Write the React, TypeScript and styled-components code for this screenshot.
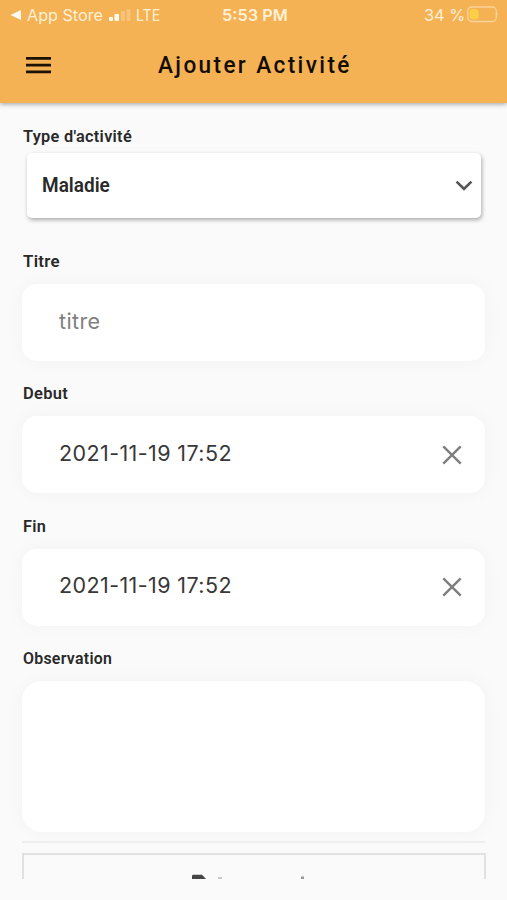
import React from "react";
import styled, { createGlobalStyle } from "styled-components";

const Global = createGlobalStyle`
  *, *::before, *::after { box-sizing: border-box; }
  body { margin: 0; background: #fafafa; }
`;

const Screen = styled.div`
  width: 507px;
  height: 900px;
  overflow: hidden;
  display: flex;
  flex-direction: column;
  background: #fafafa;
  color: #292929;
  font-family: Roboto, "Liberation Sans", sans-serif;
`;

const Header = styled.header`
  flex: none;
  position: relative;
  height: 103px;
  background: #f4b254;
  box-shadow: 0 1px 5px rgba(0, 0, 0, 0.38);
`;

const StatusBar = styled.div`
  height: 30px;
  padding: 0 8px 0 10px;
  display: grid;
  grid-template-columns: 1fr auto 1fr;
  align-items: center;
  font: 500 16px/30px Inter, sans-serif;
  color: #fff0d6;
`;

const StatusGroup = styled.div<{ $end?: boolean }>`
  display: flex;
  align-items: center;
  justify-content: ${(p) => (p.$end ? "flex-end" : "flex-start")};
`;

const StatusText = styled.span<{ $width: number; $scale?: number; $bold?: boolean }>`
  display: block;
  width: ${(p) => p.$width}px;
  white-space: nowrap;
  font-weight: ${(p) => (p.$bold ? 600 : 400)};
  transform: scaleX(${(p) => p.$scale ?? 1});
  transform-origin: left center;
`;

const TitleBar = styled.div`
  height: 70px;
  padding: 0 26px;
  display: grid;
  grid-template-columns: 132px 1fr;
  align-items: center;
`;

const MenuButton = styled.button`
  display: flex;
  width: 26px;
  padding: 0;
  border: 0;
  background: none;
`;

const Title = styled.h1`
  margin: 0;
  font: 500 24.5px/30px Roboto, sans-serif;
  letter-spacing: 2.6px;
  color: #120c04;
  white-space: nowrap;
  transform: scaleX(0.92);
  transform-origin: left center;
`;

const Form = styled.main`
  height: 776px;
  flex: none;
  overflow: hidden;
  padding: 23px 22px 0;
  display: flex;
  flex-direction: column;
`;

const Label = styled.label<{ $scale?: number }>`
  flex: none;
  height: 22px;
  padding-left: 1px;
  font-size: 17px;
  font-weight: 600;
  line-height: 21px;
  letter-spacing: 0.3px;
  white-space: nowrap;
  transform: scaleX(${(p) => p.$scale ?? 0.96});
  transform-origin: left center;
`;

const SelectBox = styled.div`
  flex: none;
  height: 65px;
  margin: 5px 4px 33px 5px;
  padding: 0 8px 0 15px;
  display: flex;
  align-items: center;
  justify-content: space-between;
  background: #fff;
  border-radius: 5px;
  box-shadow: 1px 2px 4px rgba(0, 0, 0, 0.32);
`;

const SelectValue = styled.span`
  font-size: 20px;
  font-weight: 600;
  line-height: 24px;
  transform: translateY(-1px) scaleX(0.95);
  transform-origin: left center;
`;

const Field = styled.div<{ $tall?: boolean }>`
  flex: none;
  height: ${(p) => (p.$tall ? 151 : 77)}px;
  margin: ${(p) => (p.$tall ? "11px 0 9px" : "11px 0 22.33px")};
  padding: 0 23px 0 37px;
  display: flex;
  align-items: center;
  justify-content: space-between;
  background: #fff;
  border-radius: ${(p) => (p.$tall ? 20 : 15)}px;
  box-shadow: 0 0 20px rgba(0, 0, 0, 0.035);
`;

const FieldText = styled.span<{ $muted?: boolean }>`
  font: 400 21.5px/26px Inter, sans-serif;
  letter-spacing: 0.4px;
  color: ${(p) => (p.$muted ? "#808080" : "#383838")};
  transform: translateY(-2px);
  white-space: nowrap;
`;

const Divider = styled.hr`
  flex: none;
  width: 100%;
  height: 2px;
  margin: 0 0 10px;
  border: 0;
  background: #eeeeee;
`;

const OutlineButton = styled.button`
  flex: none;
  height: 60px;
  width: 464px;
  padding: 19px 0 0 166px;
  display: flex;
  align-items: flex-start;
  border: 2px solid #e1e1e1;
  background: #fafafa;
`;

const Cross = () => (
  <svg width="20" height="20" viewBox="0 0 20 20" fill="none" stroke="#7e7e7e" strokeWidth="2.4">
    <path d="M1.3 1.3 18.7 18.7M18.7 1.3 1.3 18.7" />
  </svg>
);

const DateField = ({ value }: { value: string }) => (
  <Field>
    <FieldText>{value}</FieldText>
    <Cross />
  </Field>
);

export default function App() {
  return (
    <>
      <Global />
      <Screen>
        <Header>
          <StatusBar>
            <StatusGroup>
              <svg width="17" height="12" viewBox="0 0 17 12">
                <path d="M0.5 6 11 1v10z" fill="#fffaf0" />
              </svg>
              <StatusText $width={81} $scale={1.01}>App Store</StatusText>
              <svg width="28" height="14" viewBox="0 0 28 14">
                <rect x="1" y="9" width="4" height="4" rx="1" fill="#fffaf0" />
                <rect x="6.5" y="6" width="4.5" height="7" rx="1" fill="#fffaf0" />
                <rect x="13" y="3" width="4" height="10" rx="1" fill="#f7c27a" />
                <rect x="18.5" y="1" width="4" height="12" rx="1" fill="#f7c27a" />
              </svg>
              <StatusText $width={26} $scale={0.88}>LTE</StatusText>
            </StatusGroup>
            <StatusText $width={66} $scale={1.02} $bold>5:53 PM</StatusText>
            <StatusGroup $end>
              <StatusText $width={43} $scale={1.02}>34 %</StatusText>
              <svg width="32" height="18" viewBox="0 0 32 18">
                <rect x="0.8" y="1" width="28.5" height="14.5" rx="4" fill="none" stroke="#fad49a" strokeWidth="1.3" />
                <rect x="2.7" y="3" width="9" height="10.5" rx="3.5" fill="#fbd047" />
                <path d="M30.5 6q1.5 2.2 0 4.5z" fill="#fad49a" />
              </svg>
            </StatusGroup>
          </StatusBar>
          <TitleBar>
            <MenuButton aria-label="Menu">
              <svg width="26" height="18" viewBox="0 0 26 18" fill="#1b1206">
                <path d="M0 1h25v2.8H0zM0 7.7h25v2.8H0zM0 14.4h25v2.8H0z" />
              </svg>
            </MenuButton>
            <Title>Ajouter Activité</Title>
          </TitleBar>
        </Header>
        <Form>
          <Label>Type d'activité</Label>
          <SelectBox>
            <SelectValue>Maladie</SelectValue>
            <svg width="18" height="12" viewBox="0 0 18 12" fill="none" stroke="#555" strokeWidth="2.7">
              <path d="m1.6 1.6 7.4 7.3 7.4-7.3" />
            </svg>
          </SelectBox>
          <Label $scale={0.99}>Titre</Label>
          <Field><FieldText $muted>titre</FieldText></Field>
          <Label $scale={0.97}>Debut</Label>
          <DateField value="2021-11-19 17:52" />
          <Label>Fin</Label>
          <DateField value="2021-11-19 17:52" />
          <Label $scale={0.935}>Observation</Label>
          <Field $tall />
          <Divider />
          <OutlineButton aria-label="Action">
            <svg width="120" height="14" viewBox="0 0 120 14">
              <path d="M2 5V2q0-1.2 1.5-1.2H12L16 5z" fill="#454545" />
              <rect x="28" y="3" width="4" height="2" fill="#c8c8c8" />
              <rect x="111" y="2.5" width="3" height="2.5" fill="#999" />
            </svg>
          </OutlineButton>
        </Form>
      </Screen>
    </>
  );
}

OBJECTIVE:
Each line of the data should be quoted exactly, with pictures left out.

EXPECTED ANSWER:
Write the React, TypeScript and styled-components code for this screenshot.
import React from "react";
import styled, { createGlobalStyle } from "styled-components";

const Global = createGlobalStyle`
  *, *::before, *::after { box-sizing: border-box; }
  body { margin: 0; background: #fafafa; }
`;

const Screen = styled.div`
  width: 507px;
  height: 900px;
  overflow: hidden;
  display: flex;
  flex-direction: column;
  background: #fafafa;
  color: #292929;
  font-family: Roboto, "Liberation Sans", sans-serif;
`;

const Header = styled.header`
  flex: none;
  position: relative;
  height: 103px;
  background: #f4b254;
  box-shadow: 0 1px 5px rgba(0, 0, 0, 0.38);
`;

const StatusBar = styled.div`
  height: 30px;
  padding: 0 8px 0 10px;
  display: grid;
  grid-template-columns: 1fr auto 1fr;
  align-items: center;
  font: 500 16px/30px Inter, sans-serif;
  color: #fff0d6;
`;

const StatusGroup = styled.div<{ $end?: boolean }>`
  display: flex;
  align-items: center;
  justify-content: ${(p) => (p.$end ? "flex-end" : "flex-start")};
`;

const StatusText = styled.span<{ $width: number; $scale?: number; $bold?: boolean }>`
  display: block;
  width: ${(p) => p.$width}px;
  white-space: nowrap;
  font-weight: ${(p) => (p.$bold ? 600 : 400)};
  transform: scaleX(${(p) => p.$scale ?? 1});
  transform-origin: left center;
`;

const TitleBar = styled.div`
  height: 70px;
  padding: 0 26px;
  display: grid;
  grid-template-columns: 132px 1fr;
  align-items: center;
`;

const MenuButton = styled.button`
  display: flex;
  width: 26px;
  padding: 0;
  border: 0;
  background: none;
`;

const Title = styled.h1`
  margin: 0;
  font: 500 24.5px/30px Roboto, sans-serif;
  letter-spacing: 2.6px;
  color: #120c04;
  white-space: nowrap;
  transform: scaleX(0.92);
  transform-origin: left center;
`;

const Form = styled.main`
  height: 776px;
  flex: none;
  overflow: hidden;
  padding: 23px 22px 0;
  display: flex;
  flex-direction: column;
`;

const Label = styled.label<{ $scale?: number }>`
  flex: none;
  height: 22px;
  padding-left: 1px;
  font-size: 17px;
  font-weight: 600;
  line-height: 21px;
  letter-spacing: 0.3px;
  white-space: nowrap;
  transform: scaleX(${(p) => p.$scale ?? 0.96});
  transform-origin: left center;
`;

const SelectBox = styled.div`
  flex: none;
  height: 65px;
  margin: 5px 4px 33px 5px;
  padding: 0 8px 0 15px;
  display: flex;
  align-items: center;
  justify-content: space-between;
  background: #fff;
  border-radius: 5px;
  box-shadow: 1px 2px 4px rgba(0, 0, 0, 0.32);
`;

const SelectValue = styled.span`
  font-size: 20px;
  font-weight: 600;
  line-height: 24px;
  transform: translateY(-1px) scaleX(0.95);
  transform-origin: left center;
`;

const Field = styled.div<{ $tall?: boolean }>`
  flex: none;
  height: ${(p) => (p.$tall ? 151 : 77)}px;
  margin: ${(p) => (p.$tall ? "11px 0 9px" : "11px 0 22.33px")};
  padding: 0 23px 0 37px;
  display: flex;
  align-items: center;
  justify-content: space-between;
  background: #fff;
  border-radius: ${(p) => (p.$tall ? 20 : 15)}px;
  box-shadow: 0 0 20px rgba(0, 0, 0, 0.035);
`;

const FieldText = styled.span<{ $muted?: boolean }>`
  font: 400 21.5px/26px Inter, sans-serif;
  letter-spacing: 0.4px;
  color: ${(p) => (p.$muted ? "#808080" : "#383838")};
  transform: translateY(-2px);
  white-space: nowrap;
`;

const Divider = styled.hr`
  flex: none;
  width: 100%;
  height: 2px;
  margin: 0 0 10px;
  border: 0;
  background: #eeeeee;
`;

const OutlineButton = styled.button`
  flex: none;
  height: 60px;
  width: 464px;
  padding: 19px 0 0 166px;
  display: flex;
  align-items: flex-start;
  border: 2px solid #e1e1e1;
  background: #fafafa;
`;

const Cross = () => (
  <svg width="20" height="20" viewBox="0 0 20 20" fill="none" stroke="#7e7e7e" strokeWidth="2.4">
    <path d="M1.3 1.3 18.7 18.7M18.7 1.3 1.3 18.7" />
  </svg>
);

const DateField = ({ value }: { value: string }) => (
  <Field>
    <FieldText>{value}</FieldText>
    <Cross />
  </Field>
);

export default function App() {
  return (
    <>
      <Global />
      <Screen>
        <Header>
          <StatusBar>
            <StatusGroup>
              <svg width="17" height="12" viewBox="0 0 17 12">
                <path d="M0.5 6 11 1v10z" fill="#fffaf0" />
              </svg>
              <StatusText $width={81} $scale={1.01}>App Store</StatusText>
              <svg width="28" height="14" viewBox="0 0 28 14">
                <rect x="1" y="9" width="4" height="4" rx="1" fill="#fffaf0" />
                <rect x="6.5" y="6" width="4.5" height="7" rx="1" fill="#fffaf0" />
                <rect x="13" y="3" width="4" height="10" rx="1" fill="#f7c27a" />
                <rect x="18.5" y="1" width="4" height="12" rx="1" fill="#f7c27a" />
              </svg>
              <StatusText $width={26} $scale={0.88}>LTE</StatusText>
            </StatusGroup>
            <StatusText $width={66} $scale={1.02} $bold>5:53 PM</StatusText>
            <StatusGroup $end>
              <StatusText $width={43} $scale={1.02}>34 %</StatusText>
              <svg width="32" height="18" viewBox="0 0 32 18">
                <rect x="0.8" y="1" width="28.5" height="14.5" rx="4" fill="none" stroke="#fad49a" strokeWidth="1.3" />
                <rect x="2.7" y="3" width="9" height="10.5" rx="3.5" fill="#fbd047" />
                <path d="M30.5 6q1.5 2.2 0 4.5z" fill="#fad49a" />
              </svg>
            </StatusGroup>
          </StatusBar>
          <TitleBar>
            <MenuButton aria-label="Menu">
              <svg width="26" height="18" viewBox="0 0 26 18" fill="#1b1206">
                <path d="M0 1h25v2.8H0zM0 7.7h25v2.8H0zM0 14.4h25v2.8H0z" />
              </svg>
            </MenuButton>
            <Title>Ajouter Activité</Title>
          </TitleBar>
        </Header>
        <Form>
          <Label>Type d'activité</Label>
          <SelectBox>
            <SelectValue>Maladie</SelectValue>
            <svg width="18" height="12" viewBox="0 0 18 12" fill="none" stroke="#555" strokeWidth="2.7">
              <path d="m1.6 1.6 7.4 7.3 7.4-7.3" />
            </svg>
          </SelectBox>
          <Label $scale={0.99}>Titre</Label>
          <Field><FieldText $muted>titre</FieldText></Field>
          <Label $scale={0.97}>Debut</Label>
          <DateField value="2021-11-19 17:52" />
          <Label>Fin</Label>
          <DateField value="2021-11-19 17:52" />
          <Label $scale={0.935}>Observation</Label>
          <Field $tall />
          <Divider />
          <OutlineButton aria-label="Action">
            <svg width="120" height="14" viewBox="0 0 120 14">
              <path d="M2 5V2q0-1.2 1.5-1.2H12L16 5z" fill="#454545" />
              <rect x="28" y="3" width="4" height="2" fill="#c8c8c8" />
              <rect x="111" y="2.5" width="3" height="2.5" fill="#999" />
            </svg>
          </OutlineButton>
        </Form>
      </Screen>
    </>
  );
}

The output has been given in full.